The issues over which the Unity leadership is going to allow Dr. King to ‘arbitrate’ (a role he is clearly not qualified to fill) address a broad swath of present and future working conditions for teachers across the city. For instance, Under what circumstances can a teacher be fired for incompetence? Who, if no future agreement can be reached, will decide how teachers are evaluated after this agreement sunsets in one, or two years? These decisions, the Unity Caucus believes, would be better left to Dr. John King; Commissioner of NYSED, than to the collective bargaining process that has been established.
But, of course, truth is that the Unity leadership knows full well what a real arbitration process is. A much more accurate (and truthful) way of describing what is about to happen is to call it out for what it is: Imposing an agreement. This is how UFT spokesman Peter Kadushin identified it:
“The UFT would prefer a negotiated settlement with the Department of Education, but … is supportive of the state imposing one if an agreement cannot be reached.”
Perhaps Mr.
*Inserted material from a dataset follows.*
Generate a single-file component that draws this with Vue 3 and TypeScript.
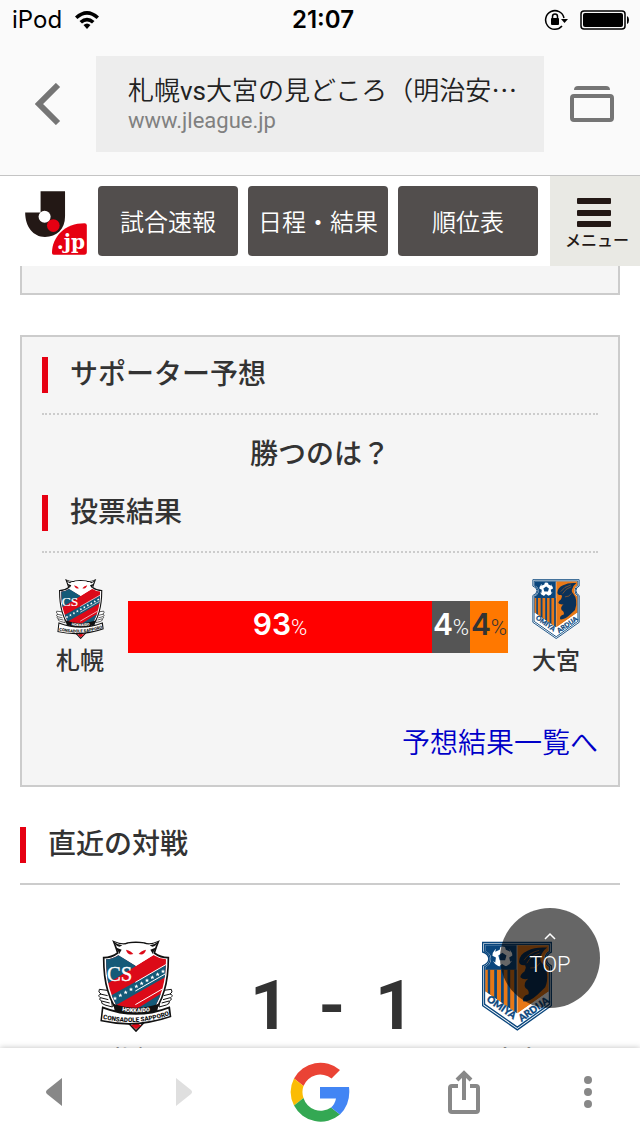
<script setup lang="ts">
interface Share {
  key: string
  value: number
  span: number
}

const navItems: string[] = ['試合速報', '日程・結果', '順位表']

const shares: Share[] = [
  { key: 'home', value: 93, span: 80 },
  { key: 'draw', value: 4, span: 10 },
  { key: 'away', value: 4, span: 10 },
]

const stars: number[] = [0, 1, 2, 3, 4, 5, 6, 7, 8, 9]
</script>

<template>
  <div class="screen" lang="ja">
    <header class="browser">
      <div class="status">
        <div class="carrier">
          <span>iPod</span>
          <svg width="26" height="20" viewBox="0 0 26 20" aria-hidden="true">
            <path d="M1 6.500 Q13 -4.500 25 6.500 L22.600 9 Q13 0.500 3.400 9Z M5.500 11 Q13 4.500 20.500 11 L18 13.500 Q13 9.500 8 13.500Z M9.500 15 Q13 12 16.500 15 L13 19Z" />
          </svg>
        </div>
        <time>21:07</time>
        <div class="indicators">
          <svg width="24" height="22" viewBox="0 0 24 22" aria-hidden="true">
            <path d="M20 9 A9.300 9.300 0 1 0 18 17" fill="none" stroke="#000" stroke-width="1.500" />
            <path d="M17 10 H24 L20.500 14Z" />
            <rect x="7" y="9" width="8" height="7" rx="1" />
            <path d="M8.500 10 V7.500 a2.500 2.500 0 0 1 5 0 V10" fill="none" stroke="#000" stroke-width="1.500" />
          </svg>
          <svg width="50" height="20" viewBox="0 0 50 20" aria-hidden="true">
            <rect x="1" y="1" width="44" height="18" rx="3" fill="none" stroke="#000" stroke-width="1.500" />
            <rect x="3" y="3" width="40" height="14" rx="2" />
            <path d="M47 6 Q49 7 49 10 Q49 13 47 14Z" />
          </svg>
        </div>
      </div>
      <div class="toolbar">
        <button type="button" class="plain" aria-label="戻る">
          <svg width="26" height="42" viewBox="0 0 26 42"><path d="M23 2 L4 21 L23 40" fill="none" stroke="#757575" stroke-width="6" /></svg>
        </button>
        <button type="button" class="address">
          <span class="page-title">札幌<span class="latin">vs</span>大宮の見どころ（明治安<span class="more">…</span></span>
          <span class="host">www.jleague.jp</span>
        </button>
        <button type="button" class="plain" aria-label="タブ一覧">
          <svg width="44" height="36" viewBox="0 0 44 36"><path d="M4 4 Q4 0 8 0 H36 Q40 0 40 4Z" fill="#757575" /><rect x="2" y="10" width="40" height="24" rx="2" fill="none" stroke="#757575" stroke-width="4" /></svg>
        </button>
      </div>
    </header>

    <nav class="site-nav">
      <a href="#" class="logo" aria-label="Jリーグ.jp">
        <svg width="64" height="66" viewBox="73 63 190 197">
          <path d="M122 67 H195 V142 C195 180 170 203 135 203 C100 203 76 172 76 130 H122Z" fill="#231815" />
          <circle cx="160" cy="169" r="19" fill="#e60012" />
          <circle cx="134" cy="143" r="18" fill="#fff" />
          <path d="M156 251 C156 202 195 162 253 162 Q260 162 260 169 V248 Q260 256 252 256 H161 Q156 256 156 251Z" fill="#e60012" stroke="#fff" stroke-width="6" paint-order="stroke" />
          <text x="170" y="239" font-family="DejaVu Serif, serif" font-size="60" font-weight="700" fill="#fff">.jp</text>
        </svg>
      </a>
      <a v-for="item in navItems" :key="item" href="#" class="nav-button">{{ item }}</a>
      <button type="button" class="menu">
        <svg width="36" height="30" viewBox="0 0 36 30" aria-hidden="true">
          <g fill="#231815"><rect x="0" y="0" width="34" height="6" rx="1" /><rect x="0" y="12" width="34" height="6" rx="1" /><rect x="0" y="23" width="34" height="6" rx="1" /></g>
        </svg>
        <span>メニュー</span>
      </button>
    </nav>

    <main class="content">
      <div class="panel panel-end"></div>
      <section class="panel prediction">
        <h2 class="heading">サポーター予想</h2>
        <p class="question">勝つのは？</p>
        <h2 class="heading">投票結果</h2>
        <div class="vote">
          <div class="side">
            <svg class="crest-small sapporo" viewBox="52 61 224 276" role="img" aria-label="札幌">
              <g id="crest-sapporo">
                <g fill="#fff" stroke="#111" stroke-width="3" stroke-linejoin="round">
                  <path d="M80 212 L57 209 Q52 218 62 223 Q50 226 60 234 Q54 240 64 244 Q60 252 74 256 L96 262 L90 214Z" />
                  <path d="M250 212 L273 209 Q279 218 269 223 Q281 226 271 234 Q277 240 267 244 Q270 252 258 256 L236 262 L242 214Z" />
                  <path d="M60 223 L82 228 M60 234 L84 240 M64 244 L88 250 M270 223 L250 228 M270 234 L248 240 M266 244 L244 250" fill="none" />
                </g>
                <path d="M70 114 Q94 114 112 100 L107 84 L100 66 Q128 78 142 70 Q166 66 192 70 Q208 78 234 66 L227 84 L222 100 Q240 114 264 114 Q264 172 252 212 Q238 262 210 288 L167 334 L126 290 Q96 262 82 212 Q70 172 70 114Z" fill="#fff" stroke="#111" stroke-width="5" />
                <clipPath id="sapporo-shield">
                  <path d="M77 119 Q98 118 115 106 L167 139 L219 106 Q238 118 257 119 Q257 170 246 208 Q232 258 205 284 L167 326 L130 286 Q102 258 88 208 Q77 170 77 119Z" />
                </clipPath>
                <g clip-path="url(#sapporo-shield)">
                  <path d="M70 90 H270 V340 H70Z" fill="#dc0a18" />
                  <path d="M70 90 H140 L167 139 L70 199Z" fill="#145a78" />
                  <path d="M70 240 L270 129 V164 L96 263Z" fill="#145a78" />
                  <path d="M150 280 L270 204 V300 H180Z" fill="#145a78" />
                  <path d="M165 188 L270 127 M165 214 L270 154 M165 255 L270 194" stroke="#fff" stroke-width="3" fill="none" />
                </g>
                <g fill="#fff">
                  <path v-for="n in stars" :key="n" :transform="`translate(${104 + n * 16} ${236 - n * 9})`" d="M0 -6 L2 -2 L6 -2 L3 1 L4 6 L0 3 L-4 6 L-3 1 L-6 -2 L-2 -2Z" />
                </g>
                <path d="M102 67 L119 82 L109 84 L123 93 Q116 98 115 107 L167 138 L219 107 Q218 98 211 93 L225 84 L215 82 L232 67 Q206 79 192 72 Q167 68 142 72 Q128 79 102 67Z" fill="#fff" />
                <path d="M101 66 Q112 76 126 77 L118 81 Q106 79 101 66Z M233 66 Q222 76 208 77 L216 81 Q228 79 233 66Z M103 82 L124 90 L116 104 Q117 96 103 82Z M231 82 L210 90 L218 104 Q217 96 231 82Z" fill="#111" />
                <path d="M137 90 Q153 94 159 103 Q142 109 137 90Z M197 90 Q181 94 175 103 Q192 109 197 90Z" fill="#dc0a18" />
                <path d="M151 316 L184 316 L167 329Z" fill="#dc0a18" />
                <text x="80" y="185" font-family="Liberation Serif, serif" font-size="62" fill="#fff" stroke="#fff" stroke-width="1">CS</text>
                <path d="M99 252 Q167 276 235 252 L231 273 Q167 294 103 273Z" fill="#111" />
                <path id="sapporo-upper" d="M104 269 Q167 287 230 269" fill="none" />
                <text font-family="Roboto, sans-serif" font-size="17" font-weight="900" fill="#fff" text-anchor="middle"><textPath href="#sapporo-upper" startOffset="50%">HOKKAIDO</textPath></text>
                <path d="M65 260 Q167 300 269 260 L273 292 Q167 330 60 305Z" fill="#111" />
                <path d="M69 267 Q167 304 264 267 L268 289 Q167 323 65 301Z" fill="#fff" />
                <path id="sapporo-lower" d="M66 297 Q167 322 269 286" fill="none" />
                <text font-family="Roboto, sans-serif" font-size="19" font-weight="900" fill="#111" text-anchor="middle"><textPath href="#sapporo-lower" startOffset="50%">CONSADOLE SAPPORO</textPath></text>
              </g>
            </svg>
            <span>札幌</span>
          </div>
          <div class="bar">
            <div v-for="share in shares" :key="share.key" :class="['share', share.key]" :style="{ width: share.span + '%' }">
              <b>{{ share.value }}</b><small>%</small>
            </div>
          </div>
          <div class="side">
            <svg class="crest-small omiya" viewBox="68 133 206 262" role="img" aria-label="大宮">
              <g id="crest-omiya">
                <path d="M70 136 H272 V164 Q258 170 258 184 Q258 198 272 205 V322 L172 393 L70 322 V205 Q88 198 88 184 Q88 170 70 164Z" fill="#fff" stroke="#0a467d" stroke-width="4" />
                <path d="M76 142 H266 V162 Q254 169 254 184 Q254 200 266 207 V318 L172 385 L76 318 V207 Q92 200 92 184 Q92 169 76 162Z" fill="#fff" stroke="#0a467d" stroke-width="4" />
                <path d="M78 144 H170 V345 L78 280 V209 Q95 200 95 184 Q95 169 78 161Z" fill="#0a467d" />
                <path d="M172 144 H264 V161 Q251 169 251 184 Q251 200 264 209 V280 L172 345Z" fill="#e87817" />
                <path d="M78 216 H170 V345 L78 280Z" fill="#e87817" />
                <path d="M85 216 h7 v74 l-7 -5Z M104 216 h8 v88 l-8 -6Z M124 216 h8 v102 l-8 -6Z M143 216 h8 v116 l-8 -6Z M163 216 h7 v129 l-7 -5Z" fill="#0a467d" />
                <path d="M260 151 Q226 148 202 160 Q178 170 177 192 Q178 205 195 203 L197 210 L193 221 Q180 230 181 238 Q188 246 204 243 Q188 256 196 270 Q208 277 205 288 Q185 293 189 309 Q207 312 232 289 L254 268 Q262 250 259 227 Q256 208 247 199 Q238 191 240 181 Q243 164 260 151Z" fill="#0a3159" />
                <path d="M192 188 Q206 166 236 159 M200 197 Q212 174 238 167 M210 211 Q230 212 238 196" fill="none" stroke="#e87817" stroke-width="2" />
                <circle cx="128" cy="178" r="30" fill="#fff" />
                <path d="M128 166 L140 174 L136 188 L120 188 L116 174Z M110 149 L123 146 L120 157 L107 163Z M135 146 L148 152 L151 163 L138 157Z M160 173 L161 187 L151 193 L148 180Z M140 207 L129 212 L119 206 L127 199Z M97 174 L109 180 L107 195 L96 188Z" fill="#0a467d" />
                <path d="M78 280 L172 345 L264 280 V315 L172 380 L78 315Z" fill="#fff" />
                <g font-family="Lato, sans-serif" font-size="29" font-weight="900" fill="#0a467d" stroke="#0a467d" stroke-width="1">
                  <text transform="translate(80 307) rotate(35)">OMIYA</text>
                  <text transform="translate(184 370) rotate(-35)">ARDIJA</text>
                </g>
              </g>
            </svg>
            <span>大宮</span>
          </div>
        </div>
        <a href="#" class="list-link">予想結果一覧へ</a>
      </section>

      <section class="recent">
        <h2 class="heading">直近の対戦</h2>
        <div class="match">
          <div class="club">
            <svg class="crest-large sapporo" viewBox="52 61 224 276" role="img" aria-label="札幌"><use href="#crest-sapporo" /></svg>
            <span>札幌</span>
          </div>
          <div class="score"><span>1</span><span>-</span><span>1</span></div>
          <div class="club">
            <svg class="crest-large omiya" viewBox="68 133 206 262" role="img" aria-label="大宮"><use href="#crest-omiya" /></svg>
            <span>大宮</span>
          </div>
        </div>
      </section>

      <a href="#" class="to-top">
        <svg width="12" height="8" viewBox="0 0 12 8" aria-hidden="true"><path d="M1 7 L6 2 L11 7" fill="none" stroke="#fff" stroke-width="1.500" /></svg>
        <span>TOP</span>
      </a>
    </main>

    <footer class="bottom">
      <button type="button" class="plain" aria-label="前のページ">
        <svg width="16" height="28" viewBox="0 0 16 28"><path d="M16 0 V28 L1 16 Q-1 14 1 12Z" fill="#888" /></svg>
      </button>
      <button type="button" class="plain" aria-label="次のページ" disabled>
        <svg width="16" height="28" viewBox="0 0 16 28"><path d="M0 0 V28 L15 16 Q17 14 15 12Z" fill="#dfdfdf" /></svg>
      </button>
      <button type="button" class="plain" aria-label="Google">
        <svg width="60" height="60" viewBox="0 0 60 60">
          <path d="M4 16.500 A30 30 0 0 1 50 8 L41.500 16.500 A18 18 0 0 0 13.500 24Z" fill="#ea4335" />
          <path d="M4 16.500 L13.500 24 A18 18 0 0 0 13.500 36 L4 43.500 A30 30 0 0 1 4 16.500Z" fill="#fbbc05" />
          <path d="M4 43.500 L13.500 36 A18 18 0 0 0 41 45.500 L50 52.500 A30 30 0 0 1 4 43.500Z" fill="#34a853" />
          <path d="M30 25 H59 Q61 42 50 52.500 L41 45.500 Q45 42 46 36.500 H30Z" fill="#4285f4" />
        </svg>
      </button>
      <button type="button" class="plain" aria-label="共有">
        <svg width="32" height="44" viewBox="0 0 32 44"><path d="M10 16 H4 Q2 16 2 18 V40 Q2 42 4 42 H28 Q30 42 30 40 V18 Q30 16 28 16 H22 M16 30 V4 M9 10 L16 3 L23 10" fill="none" stroke="#888" stroke-width="4" /></svg>
      </button>
      <button type="button" class="plain" aria-label="メニュー">
        <svg width="8" height="32" viewBox="0 0 8 32"><g fill="#888"><circle cx="4" cy="4" r="4" /><circle cx="4" cy="16" r="4" /><circle cx="4" cy="28" r="4" /></g></svg>
      </button>
    </footer>
  </div>
</template>

<style>
body {
  margin: 0;
  background: #fff;
}
</style>

<style scoped>
.screen {
  display: flex;
  flex-direction: column;
  height: 100vh;
  overflow: hidden;
  background: #fff;
  color: #333;
  font-family: Roboto, "Noto Sans CJK JP", sans-serif;
}
.screen * {
  box-sizing: border-box;
}
svg {
  display: block;
  flex: none;
}
a {
  color: inherit;
  text-decoration: none;
}
button {
  margin: 0;
  padding: 0;
  border: 0;
  background: none;
  color: inherit;
  font: inherit;
}
.plain {
  display: flex;
  align-items: center;
  justify-content: center;
}

.browser {
  flex: none;
  background: #fafafa;
  border-bottom: 1px solid #c4c4c4;
  color: #000;
}
.status {
  display: grid;
  grid-template-columns: 1fr auto 1fr;
  align-items: center;
  height: 40px;
  padding: 0 6px 0 12px;
  font: 400 24px/40px Inter, sans-serif;
}
.status time {
  font-weight: 600;
}
.carrier,
.indicators {
  display: flex;
  align-items: center;
  gap: 12px;
}
.indicators {
  justify-content: flex-end;
  padding-right: 4px;
}
.toolbar {
  display: grid;
  grid-template-columns: 96px 1fr 96px;
  padding: 16px 0 23px;
}
.address {
  display: flex;
  flex-direction: column;
  min-width: 0;
  height: 96px;
  padding: 16px 24px 0 32px;
  background: #ededed;
  text-align: left;
}
.page-title {
  overflow: hidden;
  color: #222;
  font-size: 26px;
  font-weight: 350;
  line-height: 34px;
  white-space: nowrap;
}
.latin {
  font-weight: 400;
}
.more {
  font-family: "Noto Sans CJK JP", sans-serif;
}
.host {
  color: #808080;
  font-size: 22px;
  line-height: 26px;
}

.site-nav {
  display: flex;
  flex: none;
  align-items: center;
  gap: 10px;
  height: 90px;
  padding-left: 24px;
  background: #fff;
}
.logo {
  flex: none;
  padding-top: 4px;
}
.nav-button {
  flex: 1;
  height: 70px;
  border-radius: 4px;
  background: #524e4d;
  color: #fff;
  font: 350 24px/70px "Noto Sans CJK JP", sans-serif;
  text-align: center;
  white-space: nowrap;
}
.menu {
  display: flex;
  flex: none;
  flex-direction: column;
  align-items: center;
  width: 90px;
  height: 90px;
  margin-left: 2px;
  padding-top: 22px;
  background: #e9e9e4;
  color: #231815;
  font: 500 16px/22px "Noto Sans CJK JP", sans-serif;
}
.menu span {
  padding-left: 4px;
}

.content {
  position: relative;
  flex: 1;
  min-height: 0;
  padding: 0 20px;
  overflow: hidden;
}
.panel {
  border: 2px solid #ccc;
  background: #f5f5f5;
}
.panel-end {
  height: 29px;
  margin-bottom: 40px;
  border-top: 0;
}
.prediction {
  padding: 20px;
}
.heading {
  display: flex;
  align-items: center;
  height: 58px;
  margin: 0;
  padding-bottom: 20px;
  border-bottom: 2px dotted #ccc;
  font-size: 28px;
  font-weight: 500;
  line-height: 36px;
}
.heading::before {
  width: 6px;
  height: 36px;
  margin-right: 22px;
  background: #e60012;
  content: "";
}
.question {
  margin: 0;
  padding: 20px 0;
  font-size: 28px;
  font-weight: 500;
  line-height: 40px;
  text-align: center;
}
.vote {
  display: flex;
  gap: 10px;
  padding: 26px 4px 44px 0;
}
.side {
  display: flex;
  flex: none;
  flex-direction: column;
  align-items: center;
  width: 76px;
  font-size: 24px;
  font-weight: 500;
  line-height: 36px;
}
.side span {
  margin-top: 4px;
}
.crest-small {
  height: 60px;
}
.crest-small.sapporo {
  width: 50px;
}
.crest-small.omiya {
  width: 48px;
}
.bar {
  display: flex;
  flex: 1;
  height: 52px;
  margin-top: 22px;
}
.share {
  display: flex;
  align-items: baseline;
  justify-content: center;
  color: #fff;
  line-height: 46px;
}
.share b {
  font: 600 30px/46px Inter, sans-serif;
}
.share small {
  font-size: 22px;
  font-weight: 300;
}
.home {
  background: #f00;
}
.draw {
  background: #555;
}
.away {
  background: #ff7800;
  color: #333;
}
.list-link {
  display: block;
  color: #0000c8;
  font-size: 28px;
  font-weight: 350;
  line-height: 42px;
  text-align: right;
}
.recent {
  padding-top: 40px;
}
.recent .heading {
  border-bottom-style: solid;
}
.match {
  display: grid;
  grid-template-columns: 230fr 164fr 206fr;
  padding-top: 55px;
}
.club {
  display: flex;
  flex-direction: column;
  align-items: center;
  gap: 10px;
  font-size: 24px;
  font-weight: 500;
  line-height: 36px;
}
.crest-large {
  height: 92px;
}
.crest-large.sapporo {
  width: 76px;
}
.crest-large.omiya {
  width: 70px;
}
.score {
  display: flex;
  justify-content: space-between;
  padding-top: 26px;
  font: 700 68px/80px Roboto, sans-serif;
}
.to-top {
  position: absolute;
  right: 40px;
  bottom: 40px;
  display: flex;
  flex-direction: column;
  align-items: center;
  gap: 12px;
  width: 100px;
  height: 100px;
  padding-top: 24px;
  border-radius: 50%;
  background: rgba(0, 0, 0, 0.6);
  color: #fff;
  font: 300 22px/26px Roboto, sans-serif;
}
.bottom {
  z-index: 1;
  display: grid;
  flex: none;
  grid-template-columns: 108fr 152fr 120fr 168fr 80fr;
  height: 88px;
  padding-right: 12px;
  background: #fff;
  box-shadow: 0 0 6px rgba(0, 0, 0, 0.25);
}
</style>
Kadushin should be writing the Chapter Leader updates?
We do not want our union to surrender our rights of collective bargaining –not to SED, nor the courts nor the governor. Like teachers in Chicago and Seattle, we believe that educators have the power to organize and to fight. The Unity leadership may tergiversate over this issue until the cows come home. But we see their actions for what they are and the Movement of Rank and File Educators believe that teachers do not have to surrender. In fact, it is the last thing that we should do.